A Farouk Hosni, ministre de la culture égyptien depuis plus de quinze ans et, à coup sûr, le prochain directeur général de l'Unesco si rien n'est fait avant le 30 mai, date de clôture des candidatures, pour arrêter sa marche irrésistible vers l'un des postes de responsabilité culturelle les plus importants de la planète.

Pire : les phrases que nous venons de citer ne sont que quelques-unes - et pas les plus nauséabondes - des innombrables déclarations de même teneur qui jalonnent la carrière de Farouk Hosni depuis une quinzaine d'années, et qui, par conséquent, le précèdent lorsqu'il prétend à un rôle culturel fédérateur à l'échelle du monde contemporain.

L'évidence est donc là : Farouk Hosni n'est pas digne de ce rôle ; Farouk Hosni est le contraire d'un homme de paix, de dialogue et de culture ; Farouk Hosni est un homme dangereux, un incendiaire des coeurs et des esprits ; il ne reste que très peu de temps pour éviter de commettre la faute majeure que serait l'élévation de Farouk Hosni à ce poste éminent entre tous.

Nous appelons donc la communauté internationale à s'épargner la honte que serait la désignation, déjà donnée pour quasiment acquise par l'intéressé lui-même, de Farouk Hosni au poste de directeur général de l'Unesco.

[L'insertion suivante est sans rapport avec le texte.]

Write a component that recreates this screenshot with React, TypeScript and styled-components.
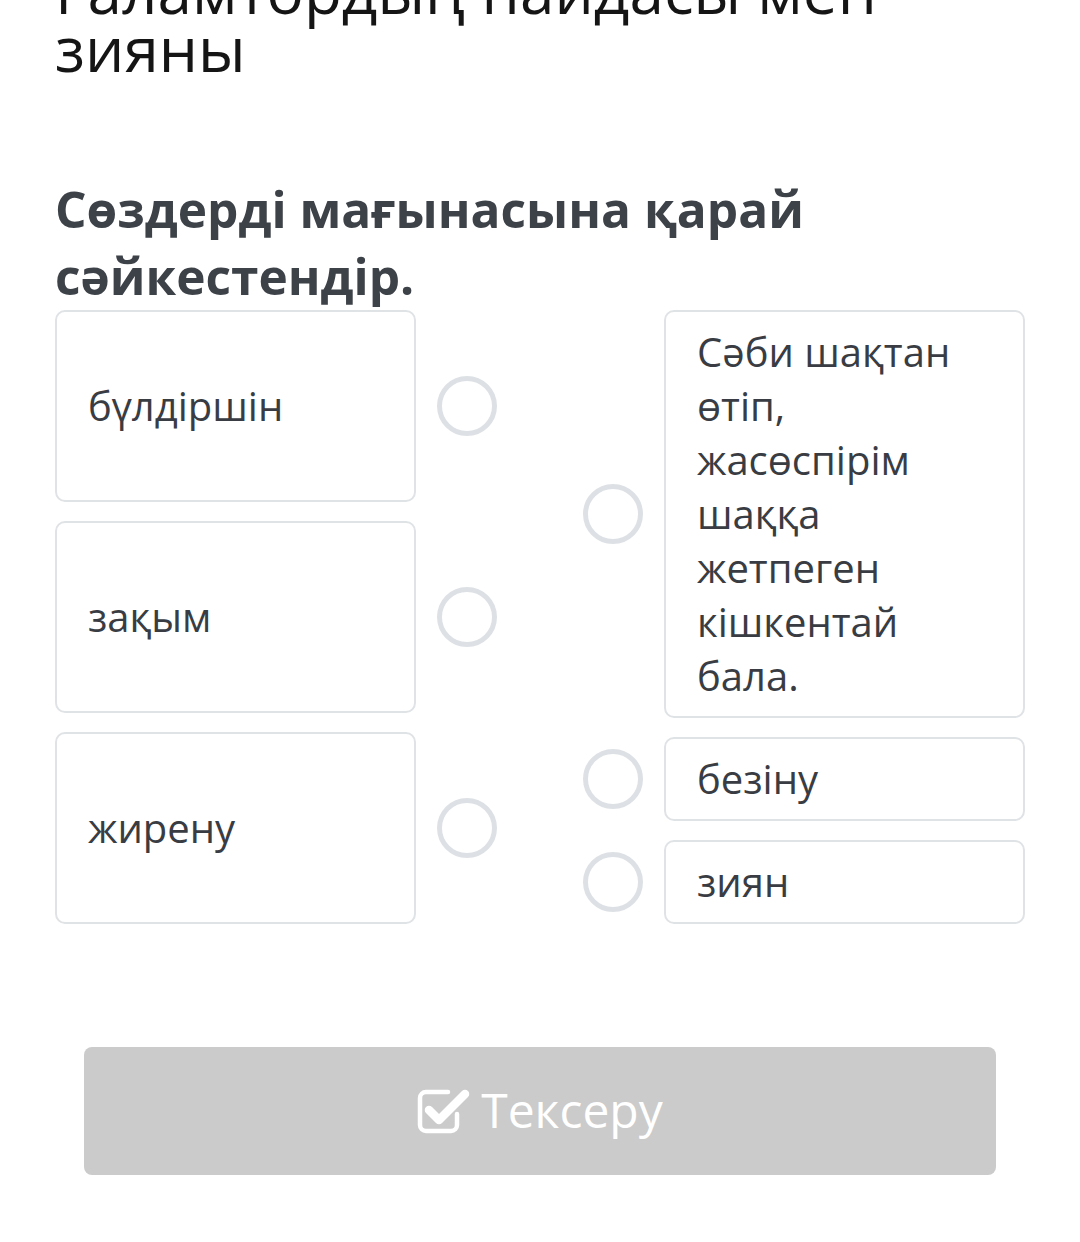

Nous invitons tous les pays épris de liberté et de culture à prendre les initiatives qui s'imposent afin de conjurer cette menace et d'éviter à l'Unesco le naufrage que constituerait cette nomination.

Nous invitons le président égyptien lui-même, en souvenir de son compatriote Naguib Mahfouz, Prix Nobel de littérature, qui doit, à l'heure qu'il est, se retourner dans sa tombe, nous l'invitons, pour l'honneur de son pays et de la haute civilisation dont il est l'héritier, à prendre conscience de la situation, à désavouer de toute urgence son ministre et à retirer, en tout cas, sa candidature.

L'Unesco a, certes, commis d'autres fautes dans le passé - mais cette forfaiture-ci serait si énorme, si odieuse, si incompréhensible, ce serait une provocation si manifeste et si manifestement contraire aux idéaux proclamés de l'Organisation qu'elle ne s'en relèverait pas. Il n'y a pas une minute à perdre pour empêcher que soit commis l'irréparable.

Il faut, sans délai, en appeler à la conscience de chacun pour éviter que l'Unesco ne tombe aux mains d'un homme qui, lorsqu'il entend le mot culture, répond par l'autodafé.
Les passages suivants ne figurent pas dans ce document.